• [REQUIREMENTS]: From the entries below, pull out each line where "code" appears.

• [RECORDED DATA]:
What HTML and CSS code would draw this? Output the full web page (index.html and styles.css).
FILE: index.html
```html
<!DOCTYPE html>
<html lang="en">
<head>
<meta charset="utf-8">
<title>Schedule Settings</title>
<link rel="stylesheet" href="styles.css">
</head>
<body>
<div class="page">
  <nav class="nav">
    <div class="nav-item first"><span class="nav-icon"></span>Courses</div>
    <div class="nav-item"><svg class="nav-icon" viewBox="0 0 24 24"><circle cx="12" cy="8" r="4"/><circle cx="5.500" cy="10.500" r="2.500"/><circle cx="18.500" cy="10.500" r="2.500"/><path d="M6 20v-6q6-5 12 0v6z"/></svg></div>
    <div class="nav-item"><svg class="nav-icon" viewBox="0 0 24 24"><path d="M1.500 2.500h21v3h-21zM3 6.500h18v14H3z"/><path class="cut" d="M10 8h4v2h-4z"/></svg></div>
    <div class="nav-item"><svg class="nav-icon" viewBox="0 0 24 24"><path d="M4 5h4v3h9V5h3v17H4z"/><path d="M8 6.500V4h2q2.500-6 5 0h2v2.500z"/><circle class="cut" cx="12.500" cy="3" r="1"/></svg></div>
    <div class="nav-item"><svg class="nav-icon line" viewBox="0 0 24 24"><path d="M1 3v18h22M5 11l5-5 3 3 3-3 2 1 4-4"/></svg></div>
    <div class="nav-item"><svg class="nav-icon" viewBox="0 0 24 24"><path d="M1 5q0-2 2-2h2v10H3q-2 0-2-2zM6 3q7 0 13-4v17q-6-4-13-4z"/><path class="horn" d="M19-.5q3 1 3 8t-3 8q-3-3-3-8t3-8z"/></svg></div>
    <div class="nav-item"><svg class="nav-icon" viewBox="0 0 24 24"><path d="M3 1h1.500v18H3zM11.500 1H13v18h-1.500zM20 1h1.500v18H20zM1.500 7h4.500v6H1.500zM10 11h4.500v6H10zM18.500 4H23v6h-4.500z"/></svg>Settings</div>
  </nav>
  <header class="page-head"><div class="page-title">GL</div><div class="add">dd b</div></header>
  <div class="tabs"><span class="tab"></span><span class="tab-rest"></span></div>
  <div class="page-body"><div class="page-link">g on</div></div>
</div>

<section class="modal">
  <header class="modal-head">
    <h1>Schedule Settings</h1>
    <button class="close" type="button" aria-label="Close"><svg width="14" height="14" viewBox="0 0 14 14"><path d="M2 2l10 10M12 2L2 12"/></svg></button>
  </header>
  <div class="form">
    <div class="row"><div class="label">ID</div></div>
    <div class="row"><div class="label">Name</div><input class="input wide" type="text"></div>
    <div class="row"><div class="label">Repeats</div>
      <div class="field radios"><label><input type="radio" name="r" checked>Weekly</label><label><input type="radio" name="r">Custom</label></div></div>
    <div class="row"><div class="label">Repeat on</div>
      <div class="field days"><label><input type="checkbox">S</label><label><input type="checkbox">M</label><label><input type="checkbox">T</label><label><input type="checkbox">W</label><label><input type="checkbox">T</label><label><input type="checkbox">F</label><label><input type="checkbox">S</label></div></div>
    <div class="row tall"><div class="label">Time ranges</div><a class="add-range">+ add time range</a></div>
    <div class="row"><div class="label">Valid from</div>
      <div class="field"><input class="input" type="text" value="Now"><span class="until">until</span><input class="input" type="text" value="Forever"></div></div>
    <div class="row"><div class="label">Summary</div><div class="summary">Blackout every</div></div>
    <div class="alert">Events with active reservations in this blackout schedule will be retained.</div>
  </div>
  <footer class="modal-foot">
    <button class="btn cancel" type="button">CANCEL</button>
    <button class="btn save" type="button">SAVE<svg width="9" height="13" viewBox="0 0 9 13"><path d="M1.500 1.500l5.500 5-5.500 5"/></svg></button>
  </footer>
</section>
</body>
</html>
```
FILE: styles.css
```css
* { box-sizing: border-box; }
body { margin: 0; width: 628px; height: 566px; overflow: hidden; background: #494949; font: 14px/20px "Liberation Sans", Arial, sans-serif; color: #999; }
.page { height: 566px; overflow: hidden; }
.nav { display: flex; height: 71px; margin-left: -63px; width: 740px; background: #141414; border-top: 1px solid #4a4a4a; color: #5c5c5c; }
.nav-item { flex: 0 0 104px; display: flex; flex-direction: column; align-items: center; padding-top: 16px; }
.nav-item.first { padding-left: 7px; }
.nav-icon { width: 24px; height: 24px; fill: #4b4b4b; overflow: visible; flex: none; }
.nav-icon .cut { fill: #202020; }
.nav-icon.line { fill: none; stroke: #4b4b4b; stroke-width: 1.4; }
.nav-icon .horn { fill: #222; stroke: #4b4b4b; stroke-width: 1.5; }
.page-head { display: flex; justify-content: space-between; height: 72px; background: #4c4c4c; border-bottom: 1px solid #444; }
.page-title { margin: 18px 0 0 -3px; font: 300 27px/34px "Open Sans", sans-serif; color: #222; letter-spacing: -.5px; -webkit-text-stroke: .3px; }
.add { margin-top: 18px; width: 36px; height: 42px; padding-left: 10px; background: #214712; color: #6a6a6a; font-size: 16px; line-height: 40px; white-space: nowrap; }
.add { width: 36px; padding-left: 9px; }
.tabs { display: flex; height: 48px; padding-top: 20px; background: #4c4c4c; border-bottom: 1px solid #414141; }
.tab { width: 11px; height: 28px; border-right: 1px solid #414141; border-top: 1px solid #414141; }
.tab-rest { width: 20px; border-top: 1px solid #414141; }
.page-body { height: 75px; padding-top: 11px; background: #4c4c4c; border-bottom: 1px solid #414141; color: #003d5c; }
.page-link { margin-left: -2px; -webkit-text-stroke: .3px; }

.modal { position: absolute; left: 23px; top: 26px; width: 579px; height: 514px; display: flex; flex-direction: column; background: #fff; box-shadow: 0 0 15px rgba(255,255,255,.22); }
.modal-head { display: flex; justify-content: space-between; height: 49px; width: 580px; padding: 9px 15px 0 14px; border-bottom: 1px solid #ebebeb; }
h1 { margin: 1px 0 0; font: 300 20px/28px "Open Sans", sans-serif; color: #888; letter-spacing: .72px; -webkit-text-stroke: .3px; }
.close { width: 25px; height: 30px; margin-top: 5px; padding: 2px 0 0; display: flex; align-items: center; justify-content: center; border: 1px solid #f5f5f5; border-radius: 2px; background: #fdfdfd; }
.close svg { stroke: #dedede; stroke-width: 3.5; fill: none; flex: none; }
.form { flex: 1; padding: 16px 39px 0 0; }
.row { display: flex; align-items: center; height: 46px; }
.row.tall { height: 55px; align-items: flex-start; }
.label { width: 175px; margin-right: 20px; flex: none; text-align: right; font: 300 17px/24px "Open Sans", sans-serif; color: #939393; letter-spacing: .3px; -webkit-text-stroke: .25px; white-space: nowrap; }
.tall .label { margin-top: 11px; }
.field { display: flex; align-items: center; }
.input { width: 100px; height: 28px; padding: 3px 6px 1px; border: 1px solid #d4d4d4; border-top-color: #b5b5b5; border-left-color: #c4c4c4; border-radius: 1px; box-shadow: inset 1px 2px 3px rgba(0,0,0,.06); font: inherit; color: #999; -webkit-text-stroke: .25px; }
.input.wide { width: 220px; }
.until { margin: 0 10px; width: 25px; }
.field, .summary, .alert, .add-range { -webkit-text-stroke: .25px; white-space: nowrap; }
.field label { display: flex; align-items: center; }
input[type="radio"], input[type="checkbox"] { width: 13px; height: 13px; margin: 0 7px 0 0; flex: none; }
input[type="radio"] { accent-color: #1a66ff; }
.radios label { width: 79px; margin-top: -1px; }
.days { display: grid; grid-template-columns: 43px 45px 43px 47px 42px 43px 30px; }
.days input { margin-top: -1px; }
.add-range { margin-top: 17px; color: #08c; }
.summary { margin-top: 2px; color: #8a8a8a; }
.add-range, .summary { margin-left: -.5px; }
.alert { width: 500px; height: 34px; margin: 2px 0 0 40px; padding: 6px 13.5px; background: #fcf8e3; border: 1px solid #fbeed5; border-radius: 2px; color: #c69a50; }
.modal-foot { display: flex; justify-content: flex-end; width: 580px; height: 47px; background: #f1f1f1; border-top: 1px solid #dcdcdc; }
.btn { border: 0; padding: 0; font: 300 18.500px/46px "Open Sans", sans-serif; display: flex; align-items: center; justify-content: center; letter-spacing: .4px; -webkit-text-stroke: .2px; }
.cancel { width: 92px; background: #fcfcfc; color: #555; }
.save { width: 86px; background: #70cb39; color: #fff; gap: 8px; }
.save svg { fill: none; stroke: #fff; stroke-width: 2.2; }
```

--

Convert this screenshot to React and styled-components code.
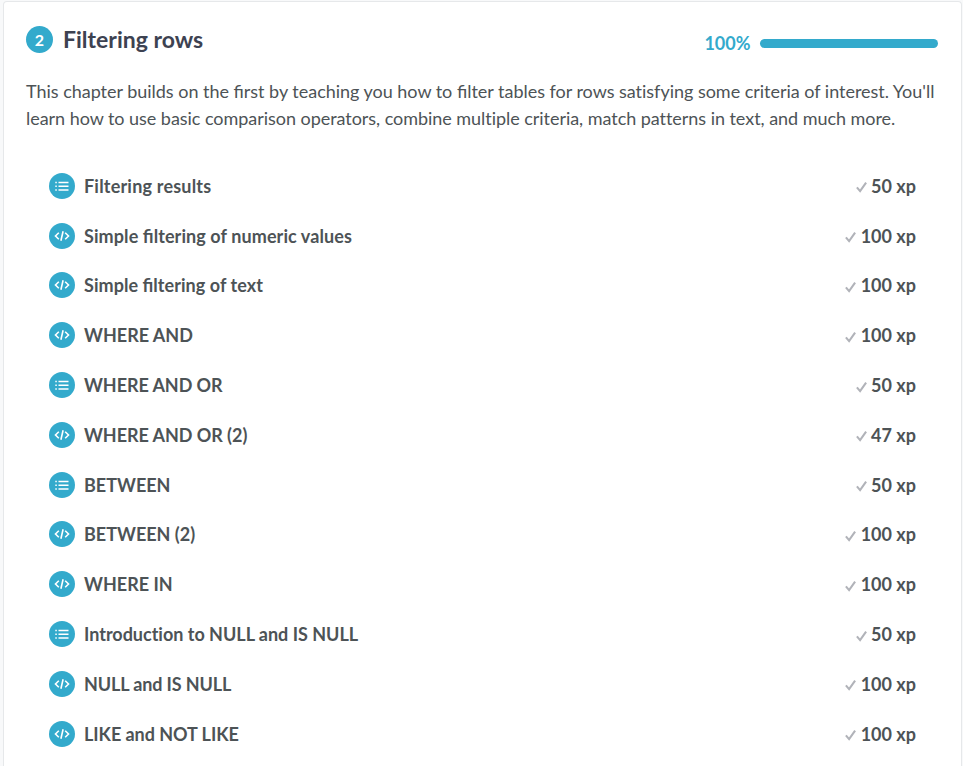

* * *

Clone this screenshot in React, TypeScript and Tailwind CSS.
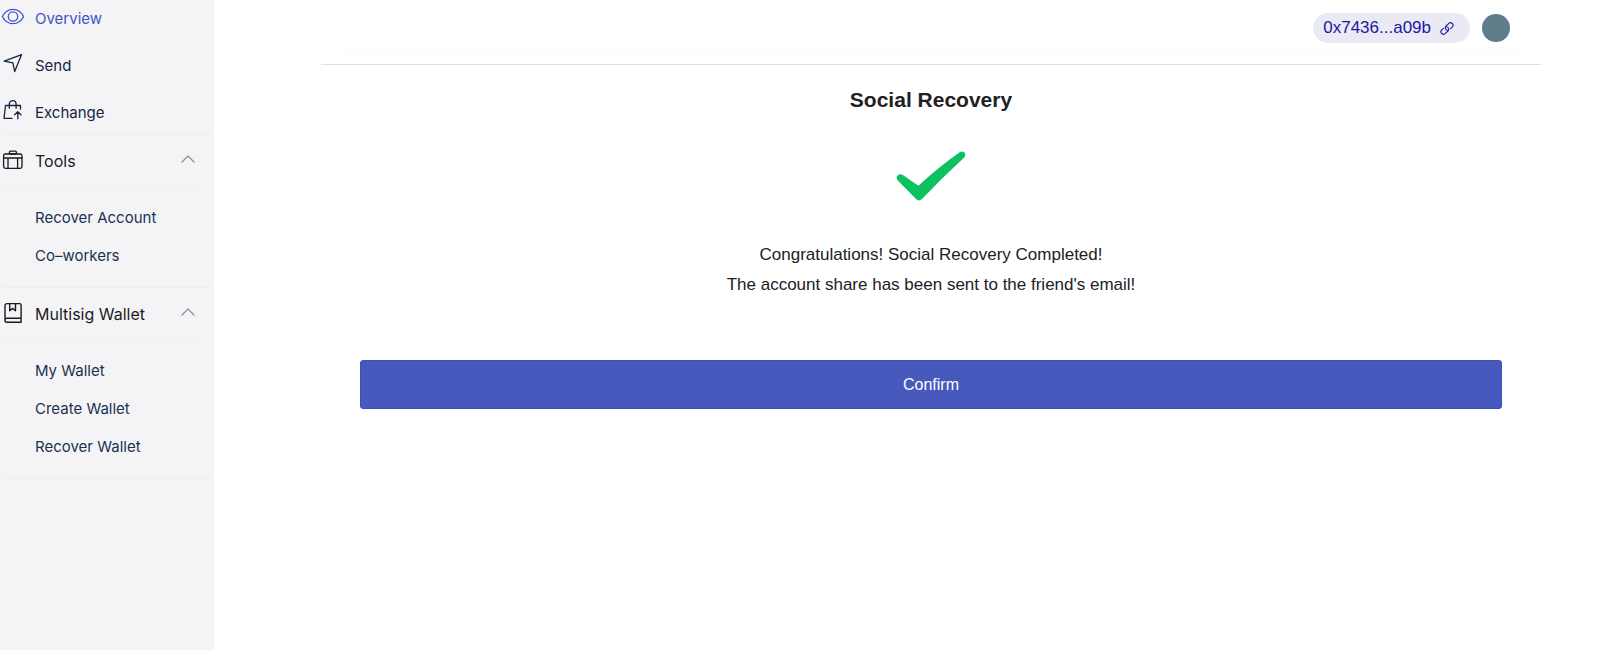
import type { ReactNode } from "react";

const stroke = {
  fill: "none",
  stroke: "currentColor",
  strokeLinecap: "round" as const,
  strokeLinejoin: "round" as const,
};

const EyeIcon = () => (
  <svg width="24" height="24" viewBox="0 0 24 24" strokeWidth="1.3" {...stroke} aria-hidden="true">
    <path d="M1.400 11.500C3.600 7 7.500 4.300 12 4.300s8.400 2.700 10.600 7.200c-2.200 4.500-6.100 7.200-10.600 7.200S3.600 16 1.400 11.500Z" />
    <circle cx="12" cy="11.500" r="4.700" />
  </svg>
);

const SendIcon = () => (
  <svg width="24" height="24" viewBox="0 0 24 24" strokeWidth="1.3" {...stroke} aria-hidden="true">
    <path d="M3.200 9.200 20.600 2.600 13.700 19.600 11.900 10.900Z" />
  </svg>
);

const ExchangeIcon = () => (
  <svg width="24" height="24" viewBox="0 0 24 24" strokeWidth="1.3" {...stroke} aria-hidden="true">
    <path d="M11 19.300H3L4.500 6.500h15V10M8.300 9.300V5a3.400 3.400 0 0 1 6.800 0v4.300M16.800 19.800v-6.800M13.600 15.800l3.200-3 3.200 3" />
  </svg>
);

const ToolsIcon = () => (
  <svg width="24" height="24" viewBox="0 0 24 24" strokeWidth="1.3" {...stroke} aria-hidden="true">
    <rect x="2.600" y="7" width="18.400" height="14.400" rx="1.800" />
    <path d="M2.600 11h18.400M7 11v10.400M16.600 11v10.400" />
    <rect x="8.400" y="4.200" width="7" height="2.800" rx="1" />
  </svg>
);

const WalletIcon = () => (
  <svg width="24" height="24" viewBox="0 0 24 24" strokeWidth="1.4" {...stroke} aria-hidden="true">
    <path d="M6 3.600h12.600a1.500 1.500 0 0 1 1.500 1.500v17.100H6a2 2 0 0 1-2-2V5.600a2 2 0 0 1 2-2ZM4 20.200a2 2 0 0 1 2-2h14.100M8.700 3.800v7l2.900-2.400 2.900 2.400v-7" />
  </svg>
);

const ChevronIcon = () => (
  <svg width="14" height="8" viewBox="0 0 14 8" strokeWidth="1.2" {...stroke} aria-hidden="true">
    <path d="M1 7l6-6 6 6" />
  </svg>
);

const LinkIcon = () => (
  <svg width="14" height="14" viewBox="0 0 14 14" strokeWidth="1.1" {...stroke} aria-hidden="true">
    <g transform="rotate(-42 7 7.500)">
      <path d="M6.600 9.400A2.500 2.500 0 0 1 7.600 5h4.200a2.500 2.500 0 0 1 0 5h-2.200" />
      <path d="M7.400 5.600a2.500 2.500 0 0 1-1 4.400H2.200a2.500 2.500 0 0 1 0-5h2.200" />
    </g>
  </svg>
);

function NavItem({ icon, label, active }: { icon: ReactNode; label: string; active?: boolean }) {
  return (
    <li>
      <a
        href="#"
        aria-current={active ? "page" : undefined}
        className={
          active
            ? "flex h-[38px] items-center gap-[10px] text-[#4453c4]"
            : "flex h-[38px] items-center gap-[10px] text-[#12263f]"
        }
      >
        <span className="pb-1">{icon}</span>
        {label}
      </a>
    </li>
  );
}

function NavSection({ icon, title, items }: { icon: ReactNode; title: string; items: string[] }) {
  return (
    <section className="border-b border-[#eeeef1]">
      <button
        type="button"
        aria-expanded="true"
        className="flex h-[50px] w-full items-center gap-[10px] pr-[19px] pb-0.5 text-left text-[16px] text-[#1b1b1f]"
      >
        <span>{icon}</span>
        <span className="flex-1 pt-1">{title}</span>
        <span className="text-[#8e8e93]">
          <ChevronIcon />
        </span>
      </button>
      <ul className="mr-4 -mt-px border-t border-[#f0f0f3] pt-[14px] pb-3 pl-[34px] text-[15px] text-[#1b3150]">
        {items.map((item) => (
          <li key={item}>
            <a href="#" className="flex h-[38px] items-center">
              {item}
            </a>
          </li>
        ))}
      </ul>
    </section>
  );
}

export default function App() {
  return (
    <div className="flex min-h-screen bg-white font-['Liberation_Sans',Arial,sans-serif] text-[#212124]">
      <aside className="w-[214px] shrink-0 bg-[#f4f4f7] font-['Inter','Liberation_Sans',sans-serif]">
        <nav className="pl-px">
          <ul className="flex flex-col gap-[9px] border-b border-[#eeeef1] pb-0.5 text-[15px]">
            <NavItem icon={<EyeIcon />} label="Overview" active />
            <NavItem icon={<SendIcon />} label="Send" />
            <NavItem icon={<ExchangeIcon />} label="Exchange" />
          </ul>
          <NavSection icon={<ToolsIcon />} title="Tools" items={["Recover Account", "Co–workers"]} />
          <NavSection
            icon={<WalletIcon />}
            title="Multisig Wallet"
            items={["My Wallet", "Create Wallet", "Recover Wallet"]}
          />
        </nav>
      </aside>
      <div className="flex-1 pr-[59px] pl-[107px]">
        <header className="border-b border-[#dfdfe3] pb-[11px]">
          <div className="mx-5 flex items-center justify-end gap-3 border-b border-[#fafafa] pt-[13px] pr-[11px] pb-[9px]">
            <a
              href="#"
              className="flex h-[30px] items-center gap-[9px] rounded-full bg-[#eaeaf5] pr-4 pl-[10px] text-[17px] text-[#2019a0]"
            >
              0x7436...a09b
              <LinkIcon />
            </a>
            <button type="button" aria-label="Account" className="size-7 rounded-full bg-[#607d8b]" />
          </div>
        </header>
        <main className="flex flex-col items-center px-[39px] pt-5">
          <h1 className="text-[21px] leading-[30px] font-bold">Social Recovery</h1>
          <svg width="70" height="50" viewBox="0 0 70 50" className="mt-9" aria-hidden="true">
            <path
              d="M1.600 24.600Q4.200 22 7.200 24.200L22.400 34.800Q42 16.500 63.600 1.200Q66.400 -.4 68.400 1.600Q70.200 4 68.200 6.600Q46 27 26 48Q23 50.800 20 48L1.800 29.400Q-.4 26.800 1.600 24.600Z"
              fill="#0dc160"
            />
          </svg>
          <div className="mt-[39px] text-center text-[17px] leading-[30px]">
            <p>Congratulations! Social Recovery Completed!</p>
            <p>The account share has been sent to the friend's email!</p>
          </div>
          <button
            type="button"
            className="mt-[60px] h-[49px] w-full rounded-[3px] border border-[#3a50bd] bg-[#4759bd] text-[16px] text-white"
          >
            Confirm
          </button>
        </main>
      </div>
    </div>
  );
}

• [PROBLEM SOLUTION]:
What HTML and CSS code would draw this? Output the full web page (index.html and styles.css).
Convert this screenshot to React and styled-components code.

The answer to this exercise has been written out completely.